**TASK GOAL**
Out of all the lines below, count those with the word "React". Give the number only.

**GIVEN INFORMATION**
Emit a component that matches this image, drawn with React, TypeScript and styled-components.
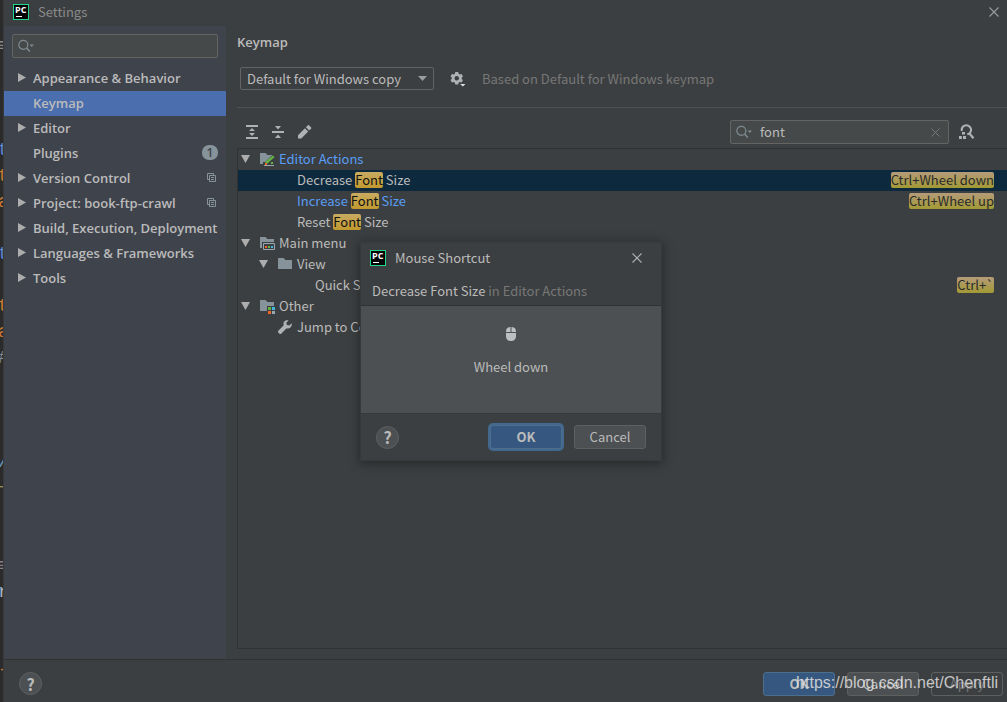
import React, { useState } from 'react';
import styled, { createGlobalStyle, css } from 'styled-components';

const colors = {
  window: '#3c3f41',
  sidebar: '#3f434c',
  editor: '#2b2b2b',
  field: '#45494a',
  fieldBorder: '#646464',
  line: '#323232',
  divider: '#515151',
  text: '#bbbbbb',
  muted: '#777777',
  link: '#589df6',
  selected: '#4b6eaf',
  rowSelected: '#0d293e',
  icon: '#afb1b3',
  folder: '#87939a',
};

const boldFont = css`
  font-family: "Open Sans", "Noto Sans", sans-serif;
  font-weight: 600;
`;

const GlobalStyle = createGlobalStyle`
  * { box-sizing: border-box; }
  body {
    margin: 0;
    background: ${colors.window};
    color: ${colors.text};
    font: 13px/20px "Noto Sans CJK SC", "Noto Sans", sans-serif;
  }
  button, input, select { font: inherit; color: inherit; }
  ul { list-style: none; margin: 0; padding: 0; }
  h1, h2, p { margin: 0; }
  svg { display: block; flex: none; }
`;

const Screen = styled.div`
  position: relative;
  display: grid;
  grid-template-columns: 4px minmax(0, 1fr);
  min-height: 100vh;
`;

const EditorStrip = styled.div`
  height: 0;
  min-height: 100%;
  overflow: hidden;
  padding-top: 33px;
  background: ${colors.editor};
  border-right: 1px solid #37393b;
  font: 18px/26px "Liberation Mono", monospace;
  text-indent: -2px;
`;

const CodeLine = styled.div<{ $color?: string }>`
  height: 26px;
  color: ${p => p.$color};
`;

const Window = styled.div`
  display: flex;
  flex-direction: column;
  min-width: 0;
`;

const TitleBar = styled.header`
  display: flex;
  align-items: center;
  gap: 9px;
  height: 26px;
  padding: 0 8px 2px 9px;
  color: #8a8a8a;
`;

const Title = styled.h1`
  flex: 1;
  font-size: 13px;
  font-weight: 400;
`;

const IconButton = styled.button`
  display: grid;
  place-items: center;
  padding: 0;
  border: 0;
  background: none;
  color: ${colors.icon};
`;

const Body = styled.div`
  display: grid;
  grid-template-columns: 222px minmax(0, 1fr);
  flex: 1;
`;

const Sidebar = styled.nav`
  background: ${colors.sidebar};
  padding-top: 8px;
`;

const SearchBox = styled.label<{ $width?: string; $margin?: string }>`
  display: flex;
  align-items: center;
  gap: 8px;
  height: 24px;
  width: ${p => p.$width || 'auto'};
  margin: ${p => p.$margin || '0'};
  padding: 0 8px 0 5px;
  background: ${colors.field};
  border: 1px solid ${colors.fieldBorder};
  border-radius: 2px;
`;

const SearchInput = styled.input`
  flex: 1;
  min-width: 0;
  padding: 0;
  border: 0;
  outline: 0;
  background: none;
`;

const NavLink = styled.a<{ $active?: boolean }>`
  display: flex;
  align-items: center;
  gap: 7px;
  height: 25px;
  padding: 0 8px 2px 14px;
  color: ${colors.text};
  ${boldFont}
  text-decoration: none;
  white-space: nowrap;
  ${p => p.$active && css`background: ${colors.selected};`}
`;

const NavLabel = styled.span`
  flex: 1;
`;

const CountBadge = styled.span`
  width: 16px;
  height: 15px;
  border-radius: 7px;
  background: #87939a;
  color: #3f434c;
  font-size: 12px;
  font-weight: 600;
  line-height: 15px;
  text-align: center;
`;

const ShareSlot = styled.span`
  padding-right: 2px;
`;

const Main = styled.main`
  display: flex;
  flex-direction: column;
  min-width: 0;
  padding: 6px 0 10px 11px;
`;

const PageTitle = styled.h2`
  font-size: 13px;
  line-height: 20px;
  ${boldFont}
`;

const SchemeRow = styled.div`
  display: flex;
  align-items: center;
  margin: 15px 0 17px 3px;
`;

const SelectBox = styled.div`
  display: flex;
  align-items: center;
  width: 194px;
  height: 23px;
  padding: 0 6px;
  border: 1px solid ${colors.fieldBorder};
  border-radius: 2px;
`;

const Select = styled.select`
  appearance: none;
  flex: 1;
  min-width: 0;
  height: 20px;
  padding: 0;
  border: 0;
  outline: 0;
  background: none;
`;

const GearButton = styled(IconButton)`
  margin: 0 16px;
`;

const Note = styled.span`
  color: ${colors.muted};
`;

const Divider = styled.hr`
  width: 100%;
  margin: 0 0 12px;
  border: 0;
  border-top: 1px solid ${colors.divider};
`;

const Toolbar = styled.div`
  display: flex;
  align-items: center;
  gap: 10px;
  padding: 0 32px 0 7px;
  margin-bottom: 4px;
`;

const Spacer = styled.span`
  flex: 1;
`;

const TreePanel = styled.div`
  flex: 1;
  border: solid ${colors.line};
  border-width: 1px 0 1px 1px;
`;

const TreeRow = styled.li<{ $depth: number; $selected?: boolean; $link?: boolean }>`
  display: flex;
  align-items: center;
  height: 21px;
  padding: 0 13px 2px ${p => 3 + p.$depth * 18}px;
  white-space: nowrap;
  color: ${p => (p.$link ? colors.link : colors.text)};
  ${p => p.$selected && css`background: ${colors.rowSelected};`}
`;

const Twisty = styled.span<{ $leaf?: boolean }>`
  width: ${p => (p.$leaf ? 20 : 18)}px;
  flex: none;
`;

const TreeIcon = styled.span`
  width: 20px;
  flex: none;
`;

const TreeLabel = styled.span`
  flex: 1;
`;

const Match = styled.mark`
  border-radius: 2px;
  background: linear-gradient(#c8ab62, #c1992f);
  color: #111;
  line-height: 16px;
  display: inline-block;
`;

const Shortcut = styled.kbd`
  border-radius: 2px;
  background: linear-gradient(#b59b7a, #a29a34);
  color: #2b2b2b;
  font: inherit;
  line-height: 16px;
`;

const Footer = styled.footer`
  display: flex;
  align-items: center;
  gap: 12px;
  height: 43px;
  padding: 5px 4px 0 15px;
  border-top: 1px solid ${colors.line};
`;

const HelpButton = styled.button`
  width: 23px;
  height: 23px;
  padding: 0;
  border: 1px solid #5e6162;
  border-radius: 50%;
  background: #4c5052;
  font-size: 16px;
  font-weight: 700;
  line-height: 20px;
  text-align: center;
`;

const Button = styled.button<{ $primary?: boolean; $focused?: boolean }>`
  width: 72px;
  height: 24px;
  padding: 0;
  border: 1px solid #5e6060;
  border-radius: 3px;
  background: #4c5052;
  line-height: 20px;
  ${p => p.$primary && css`
    background: #365880;
    border-color: #4c708c;
    font-weight: 700;
  `}
  ${p => p.$focused && css`box-shadow: 0 0 0 2px #43688f;`}
  &:disabled {
    background: none;
    color: ${colors.muted};
  }
`;

const Watermark = styled.div`
  position: absolute;
  right: 9px;
  bottom: 9px;
  color: rgba(225, 225, 225, 0.85);
  font: 16px/20px "Liberation Sans", sans-serif;
  pointer-events: none;
`;

const Dialog = styled.section`
  position: absolute;
  top: 242px;
  left: 361px;
  width: 300px;
  border-top: 1px solid #37393b;
  background: ${colors.window};
  box-shadow: 0 0 0 1px #37393b, 0 2px 10px 2px rgba(0, 0, 0, 0.35);
`;

const DialogTitle = styled.header`
  display: flex;
  align-items: center;
  gap: 9px;
  height: 29px;
  padding: 0 19px 0 9px;
`;

const DialogSubject = styled.p`
  padding: 9px 11px 4px;
  border-bottom: 1px solid ${colors.line};
`;

const DialogBody = styled.div`
  display: flex;
  flex-direction: column;
  align-items: center;
  gap: 16px;
  height: 107px;
  padding-top: 21px;
  background: #4c5052;
`;

const DialogFooter = styled.div`
  display: flex;
  align-items: center;
  gap: 12px;
  height: 47px;
  padding: 0 15px;
  border-top: 1px solid #37393b;
`;

const LogoText = styled.text`
  font: 700 9px "Open Sans", sans-serif;
  fill: #ffffff;
`;

const Logo = () => (
  <svg width="16" height="16" viewBox="0 0 16 16" aria-hidden="true">
    <rect x="0.5" y="0.5" width="15" height="15" fill="#050505" stroke="#21d789" />
    <LogoText x="2" y="9">PC</LogoText>
    <rect x="3" y="12" width="6" height="1" fill="#fff" />
  </svg>
);

const Cross = ({ size = 10, color = '#9a9c9d' }) => (
  <svg width={size} height={size} viewBox="0 0 10 10" aria-hidden="true">
    <path d="M.5.5l9 9M9.5.5l-9 9" stroke={color} strokeWidth="1.1" fill="none" />
  </svg>
);

const SearchIcon = () => (
  <svg width="16" height="14" viewBox="0 0 16 14" fill="none" aria-hidden="true">
    <circle cx="5.3" cy="5.8" r="4.5" stroke="#7f8b91" strokeWidth="1.2" />
    <path d="M8.6 9.1l3.2 3.4" stroke="#7f8b91" strokeWidth="1.5" />
    <path d="M11.5 5.5H16L13.75 8z" fill="#7f8b91" />
  </svg>
);

const RightArrow = () => (
  <svg width="8" height="9" viewBox="0 0 8 9" aria-hidden="true">
    <path d="M0 0l8 4.5L0 9z" fill="#adadad" />
  </svg>
);

const DownArrow = () => (
  <svg width="9" height="8" viewBox="0 0 9 8" aria-hidden="true">
    <path d="M0 0h9L4.5 8z" fill="#adadad" />
  </svg>
);

const ComboArrow = () => (
  <svg width="9" height="5" viewBox="0 0 9 5" aria-hidden="true">
    <path d="M0 0h9L4.5 5z" fill="#9a9da0" />
  </svg>
);

const ShareIcon = () => (
  <svg width="9" height="9" viewBox="0 0 9 9" fill="none" stroke="#87939a" aria-hidden="true">
    <path d="M2 6.5H.5v-6h6V2M2.5 2.5h6v6h-6zM4 4.5h3M4 6.5h3" />
  </svg>
);

const GearIcon = () => (
  <svg width="16" height="16" viewBox="0 0 16 16" aria-hidden="true">
    <path
      fillRule="evenodd"
      fill={colors.icon}
      d="M5.3 1h2.9l.4 1.8 1.2.7 1.8-.6 1.4 2.5L11.7 6.6v1.3l1.3 1.2-1.4 2.4-1.8-.5-1.2.7-.4 1.8H5.3l-.4-1.8-1.2-.7-1.8.5L.5 9.1l1.3-1.2V6.6L.5 5.4l1.4-2.5 1.8.6 1.2-.7zM6.75 5a2.25 2.25 0 100 4.5 2.25 2.25 0 000-4.5z"
    />
    <path d="M9.5 12.5H16L12.75 16z" fill={colors.window} />
    <path d="M10.2 13H15.5L12.85 15.6z" fill="#e0e0e0" />
  </svg>
);

const ExpandIcon = () => (
  <svg width="16" height="16" viewBox="0 0 16 16" fill={colors.icon} aria-hidden="true">
    <path d="M2 1h12v2H2zM2 13h12v2H2zM8 4l3 3H5zM8 12L5 9h6z" />
  </svg>
);

const CollapseIcon = () => (
  <svg width="16" height="16" viewBox="0 0 16 16" fill={colors.icon} aria-hidden="true">
    <path d="M2 7h12v2H2zM5 2h6L8 5.5zM5 14h6l-3-3.5z" />
  </svg>
);

const PencilIcon = () => (
  <svg width="16" height="16" viewBox="0 0 16 16" fill={colors.icon} aria-hidden="true">
    <path d="M2 11.200V14.500H5.300L12.200 7.600 8.900 4.300zM9.900 3.300L11.900 1.300a.8.8 0 011.100 0L15.200 3.500a.8.8 0 010 1.100L13.200 6.600z" />
  </svg>
);

const FindShortcutIcon = () => (
  <svg width="16" height="16" viewBox="0 0 16 16" aria-hidden="true">
    <path d="M2.9 7A4.6 4.6 0 1110.5 9.3L8.3 10.3" fill="none" stroke={colors.icon} strokeWidth="2" />
    <path d="M10 9l4.5 5.2" stroke={colors.icon} strokeWidth="2.2" />
    <path d="M3 8h3v2.5H3zM0 12h2.8v3H0zM4 12h3v3H4z" fill={colors.icon} />
  </svg>
);

const FolderIcon = ({ kind }: { kind: string }) => (
  <svg width="16" height="16" viewBox="0 0 16 16" aria-hidden="true">
    <path d="M1 2h5.5l2 2H15v9H1z" fill={colors.folder} />
    {kind === 'editor' && (
      <>
        <path d="M4 11h2l7.5-7H16v12H4z" fill={colors.window} />
        <path d="M6.5 12.5V10.5L14 4.5l1.5 1.5-7 6.5z" fill="#62b543" />
        <path d="M5 14h10v1H5z" fill="#9aa7b0" />
        <path d="M6 12h2v2H6z" fill="#f26522" />
        <path d="M12 11h2v2h-2z" fill="#62b543" />
      </>
    )}
    {kind === 'menu' && (
      <>
        <path d="M3 7h13v9H3z" fill={colors.window} />
        <path d="M4.5 8.5h11v6h-11z" fill="none" stroke="#9aa7b0" />
        <path d="M6 11h2v2H6z" fill="#f26522" />
        <path d="M9 11h2v2H9z" fill="#62b543" />
        <path d="M12 11h2v2h-2z" fill="#40b6e0" />
      </>
    )}
    {kind === 'other' && (
      <>
        <path d="M8 8h8v8H8z" fill={colors.window} />
        <path d="M9 9h3v3H9z" fill="#62b543" />
        <path d="M13 9h3v3h-3z" fill="#40b6e0" />
        <path d="M9 13h3v3H9z" fill="#f26522" />
        <path d="M13 13h3v3h-3z" fill="#9aa7b0" />
      </>
    )}
  </svg>
);

const WrenchIcon = () => (
  <svg width="16" height="16" viewBox="0 0 16 16" aria-hidden="true">
    <path
      fill={colors.icon}
      d="M14.7 4.3L12.2 6.6 9.9 6 9.3 3.8 11.6 1.4C9.8.8 7.8 1.4 6.9 3 6.3 4.1 6.4 5.3 6.8 6.3L1.5 11.5a1.5 1.5 0 000 2.3l.7.7a1.5 1.5 0 002.2 0L9.6 9.2c1.2.5 2.7.3 3.8-.7 1.2-1.1 1.7-2.8 1.3-4.2z"
    />
  </svg>
);

const MouseIcon = () => (
  <svg width="10" height="14" viewBox="0 0 10 14" fill="#bcbec0" aria-hidden="true">
    <path d="M0 5V4.5A4.5 4.5 0 014 .1V5zM6 .1A4.5 4.5 0 0110 4.5V5H6zM4.5 0h1v5h-1zM0 6h10v3.5a4.5 4.5 0 01-4.5 4.5h-1A4.5 4.5 0 010 9.5z" />
  </svg>
);

const code: [string, string?][] = [
  ['≡', '#8c8c8c'], [''], [''], [''], ['t', '#5c86d6'], ['t', '#cc7832'], ['a', '#cc7832'], [''],
  ['t', '#5c86d6'], [''], ['t', '#cc7832'], ['a', '#cc7832'], ['#', '#808a94'], [''], [''], [''],
  ['/', '#6897bb'], ['~', '#9a8f55'], [''], [''], ['≡', '#8c7f8c'], ['r', '#a9b7c6'], [''], [''], ['-', '#cc7832'],
];

const sections = [
  { label: 'Appearance & Behavior', expandable: true },
  { label: 'Keymap', active: true },
  { label: 'Editor', expandable: true },
  { label: 'Plugins', count: 1 },
  { label: 'Version Control', expandable: true, shared: true },
  { label: 'Project: book-ftp-crawl', expandable: true, shared: true },
  { label: 'Build, Execution, Deployment', expandable: true },
  { label: 'Languages & Frameworks', expandable: true },
  { label: 'Tools', expandable: true },
];

type Action = {
  label: string;
  depth: number;
  icon?: string;
  link?: boolean;
  selected?: boolean;
  shortcut?: string;
};

const actions: Action[] = [
  { label: 'Editor Actions', depth: 0, icon: 'editor', link: true },
  { label: 'Decrease Font Size', depth: 2, selected: true, shortcut: 'Ctrl+Wheel down' },
  { label: 'Increase Font Size', depth: 2, link: true, shortcut: 'Ctrl+Wheel up' },
  { label: 'Reset Font Size', depth: 2 },
  { label: 'Main menu', depth: 0, icon: 'menu' },
  { label: 'View', depth: 1, icon: 'plain' },
  { label: 'Quick Switch Scheme...', depth: 3, shortcut: 'Ctrl+`' },
  { label: 'Other', depth: 0, icon: 'other' },
  { label: 'Jump to Colors and Fonts', depth: 1, icon: 'wrench' },
];

const Highlighted = ({ text }: { text: string }) => {
  const parts = text.split(' Font ');
  return parts.length === 2 ? <>{parts[0]} <Match>Font</Match> {parts[1]}</> : <>{text}</>;
};

const ActionRow = ({ label, depth, icon, link, selected, shortcut }: Action) => (
  <TreeRow $depth={depth} $link={link} $selected={selected}>
    <Twisty $leaf={!icon}>{icon && icon !== 'wrench' && <DownArrow />}</Twisty>
    {icon ? (
      <TreeIcon>{icon === 'wrench' ? <WrenchIcon /> : <FolderIcon kind={icon} />}</TreeIcon>
    ) : null}
    <TreeLabel><Highlighted text={label} /></TreeLabel>
    {shortcut && <Shortcut>{shortcut}</Shortcut>}
  </TreeRow>
);

export default function App() {
  const [filter, setFilter] = useState('');
  const [query, setQuery] = useState('font');

  return (
    <>
      <GlobalStyle />
      <Screen>
        <EditorStrip aria-hidden="true">
          {code.map(([text, color], i) => <CodeLine key={i} $color={color}>{text}</CodeLine>)}
        </EditorStrip>
        <Window>
          <TitleBar>
            <Logo />
            <Title>Settings</Title>
            <IconButton aria-label="Close settings"><Cross /></IconButton>
          </TitleBar>
          <Body>
            <Sidebar aria-label="Settings sections">
              <SearchBox $margin="0 8px 8px">
                <SearchIcon />
                <SearchInput aria-label="Search settings" value={filter} onChange={e => setFilter(e.target.value)} />
              </SearchBox>
              <ul>
                {sections.map(s => (
                  <li key={s.label}>
                    <NavLink href="#" $active={s.active}>
                      {s.expandable ? <RightArrow /> : <svg width="8" height="9" aria-hidden="true" />}
                      <NavLabel>{s.label}</NavLabel>
                      {s.count && <CountBadge>{s.count}</CountBadge>}
                      {s.shared && <ShareSlot><ShareIcon /></ShareSlot>}
                    </NavLink>
                  </li>
                ))}
              </ul>
            </Sidebar>
            <Main>
              <PageTitle>Keymap</PageTitle>
              <SchemeRow>
                <SelectBox>
                  <Select aria-label="Keymap scheme">
                    <option>Default for Windows copy</option>
                  </Select>
                  <ComboArrow />
                </SelectBox>
                <GearButton aria-label="Scheme actions"><GearIcon /></GearButton>
                <Note>Based on Default for Windows keymap</Note>
              </SchemeRow>
              <Divider />
              <Toolbar>
                <IconButton aria-label="Expand all"><ExpandIcon /></IconButton>
                <IconButton aria-label="Collapse all"><CollapseIcon /></IconButton>
                <IconButton aria-label="Edit shortcut"><PencilIcon /></IconButton>
                <Spacer />
                <SearchBox $width="219px">
                  <SearchIcon />
                  <SearchInput aria-label="Search actions" value={query} onChange={e => setQuery(e.target.value)} />
                  <IconButton aria-label="Clear search" onClick={() => setQuery('')}><Cross size={9} color="#777b7d" /></IconButton>
                </SearchBox>
                <IconButton aria-label="Find actions by shortcut"><FindShortcutIcon /></IconButton>
              </Toolbar>
              <TreePanel>
                <ul>{actions.map(a => <ActionRow key={a.label} {...a} />)}</ul>
              </TreePanel>
            </Main>
          </Body>
          <Footer>
            <HelpButton aria-label="Help">?</HelpButton>
            <Spacer />
            <Button $primary>OK</Button>
            <Button>Cancel</Button>
            <Button disabled>Apply</Button>
          </Footer>
        </Window>
        <Dialog role="dialog" aria-label="Mouse Shortcut">
          <DialogTitle>
            <Logo />
            <Title as="h2">Mouse Shortcut</Title>
            <IconButton aria-label="Close dialog"><Cross color="#afb1b3" /></IconButton>
          </DialogTitle>
          <DialogSubject>Decrease Font Size <Note>in Editor Actions</Note></DialogSubject>
          <DialogBody>
            <MouseIcon />
            <p>Wheel down</p>
          </DialogBody>
          <DialogFooter>
            <HelpButton aria-label="Shortcut help">?</HelpButton>
            <Spacer />
            <Button $primary $focused>OK</Button>
            <Button>Cancel</Button>
          </DialogFooter>
        </Dialog>
        <Watermark>https://blog.csdn.net/Chenftli</Watermark>
      </Screen>
    </>
  );
}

**ANSWER TO THIS TASK**
2